TASK STATEMENT: Establish how many lines in the material include the string "size" and report it as a lone number.

TASK INPUTS:
•••
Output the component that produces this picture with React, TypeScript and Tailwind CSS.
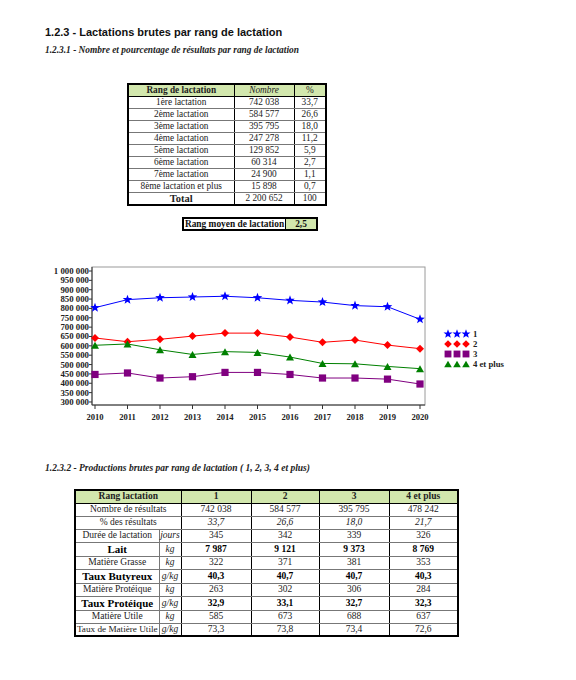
•••
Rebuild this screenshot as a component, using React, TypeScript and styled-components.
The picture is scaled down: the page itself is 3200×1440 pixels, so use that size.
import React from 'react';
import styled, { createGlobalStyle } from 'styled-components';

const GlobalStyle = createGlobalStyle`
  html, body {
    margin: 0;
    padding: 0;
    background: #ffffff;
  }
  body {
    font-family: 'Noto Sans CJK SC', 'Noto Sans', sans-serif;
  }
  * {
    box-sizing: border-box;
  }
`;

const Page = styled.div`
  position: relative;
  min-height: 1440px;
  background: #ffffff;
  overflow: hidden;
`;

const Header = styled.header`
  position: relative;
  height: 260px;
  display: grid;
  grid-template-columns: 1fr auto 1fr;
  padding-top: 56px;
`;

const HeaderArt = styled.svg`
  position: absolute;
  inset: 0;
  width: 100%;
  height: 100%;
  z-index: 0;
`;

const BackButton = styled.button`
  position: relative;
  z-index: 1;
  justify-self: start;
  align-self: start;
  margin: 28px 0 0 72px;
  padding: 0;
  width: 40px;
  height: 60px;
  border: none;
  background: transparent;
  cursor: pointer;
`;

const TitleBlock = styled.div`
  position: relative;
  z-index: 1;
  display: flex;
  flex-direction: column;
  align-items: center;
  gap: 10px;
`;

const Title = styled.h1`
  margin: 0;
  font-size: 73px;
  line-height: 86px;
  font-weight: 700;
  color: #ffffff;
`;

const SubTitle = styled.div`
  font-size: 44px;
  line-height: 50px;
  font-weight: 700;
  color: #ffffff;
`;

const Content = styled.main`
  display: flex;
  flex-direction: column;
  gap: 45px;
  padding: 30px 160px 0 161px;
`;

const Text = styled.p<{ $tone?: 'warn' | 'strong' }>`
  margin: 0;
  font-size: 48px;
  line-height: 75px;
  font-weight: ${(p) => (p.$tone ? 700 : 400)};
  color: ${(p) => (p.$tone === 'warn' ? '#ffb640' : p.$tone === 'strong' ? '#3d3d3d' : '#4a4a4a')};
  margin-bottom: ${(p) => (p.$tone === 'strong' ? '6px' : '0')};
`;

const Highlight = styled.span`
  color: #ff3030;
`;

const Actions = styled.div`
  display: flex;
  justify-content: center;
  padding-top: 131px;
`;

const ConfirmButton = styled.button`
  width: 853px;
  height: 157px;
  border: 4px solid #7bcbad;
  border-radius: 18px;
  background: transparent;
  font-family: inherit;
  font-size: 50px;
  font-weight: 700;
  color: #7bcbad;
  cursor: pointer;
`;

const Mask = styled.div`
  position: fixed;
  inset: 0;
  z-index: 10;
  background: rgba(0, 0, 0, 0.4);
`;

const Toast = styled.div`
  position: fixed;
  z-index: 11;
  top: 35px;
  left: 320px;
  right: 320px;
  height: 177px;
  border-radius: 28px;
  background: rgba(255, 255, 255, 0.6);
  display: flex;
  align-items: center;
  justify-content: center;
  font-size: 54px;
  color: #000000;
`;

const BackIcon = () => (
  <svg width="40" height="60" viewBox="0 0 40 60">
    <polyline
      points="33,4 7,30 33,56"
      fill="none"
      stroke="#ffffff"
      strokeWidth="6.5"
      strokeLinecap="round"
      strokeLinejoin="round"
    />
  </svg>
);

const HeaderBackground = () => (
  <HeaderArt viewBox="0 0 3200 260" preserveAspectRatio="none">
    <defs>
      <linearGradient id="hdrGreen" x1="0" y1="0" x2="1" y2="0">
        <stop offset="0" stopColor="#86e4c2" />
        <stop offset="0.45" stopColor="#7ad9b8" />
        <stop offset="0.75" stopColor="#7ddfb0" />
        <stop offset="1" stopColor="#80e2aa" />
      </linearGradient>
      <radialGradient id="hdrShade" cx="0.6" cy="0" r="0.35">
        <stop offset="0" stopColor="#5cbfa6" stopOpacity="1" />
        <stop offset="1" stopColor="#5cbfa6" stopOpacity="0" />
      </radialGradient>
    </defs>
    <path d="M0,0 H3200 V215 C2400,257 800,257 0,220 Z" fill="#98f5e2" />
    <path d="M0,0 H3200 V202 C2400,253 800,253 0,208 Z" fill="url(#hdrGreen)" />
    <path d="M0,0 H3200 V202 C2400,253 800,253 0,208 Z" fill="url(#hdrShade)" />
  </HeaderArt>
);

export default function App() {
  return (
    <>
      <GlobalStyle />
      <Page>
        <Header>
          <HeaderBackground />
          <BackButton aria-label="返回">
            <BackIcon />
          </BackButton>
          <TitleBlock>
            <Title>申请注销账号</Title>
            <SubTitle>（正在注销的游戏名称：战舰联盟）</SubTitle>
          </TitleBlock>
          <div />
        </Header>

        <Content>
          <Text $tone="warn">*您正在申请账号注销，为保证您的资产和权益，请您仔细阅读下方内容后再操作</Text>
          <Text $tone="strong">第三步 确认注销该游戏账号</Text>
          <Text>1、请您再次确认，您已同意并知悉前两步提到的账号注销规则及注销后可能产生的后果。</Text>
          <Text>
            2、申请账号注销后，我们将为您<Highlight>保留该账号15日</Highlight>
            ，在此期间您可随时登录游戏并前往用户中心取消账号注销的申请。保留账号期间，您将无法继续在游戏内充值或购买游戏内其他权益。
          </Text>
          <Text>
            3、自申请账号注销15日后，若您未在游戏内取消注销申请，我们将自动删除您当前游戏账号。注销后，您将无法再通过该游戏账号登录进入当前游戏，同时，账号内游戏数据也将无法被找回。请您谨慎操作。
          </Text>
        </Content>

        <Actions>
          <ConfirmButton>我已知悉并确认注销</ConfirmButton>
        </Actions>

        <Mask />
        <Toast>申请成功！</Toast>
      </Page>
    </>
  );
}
•••
EXERCISE ANSWER: 6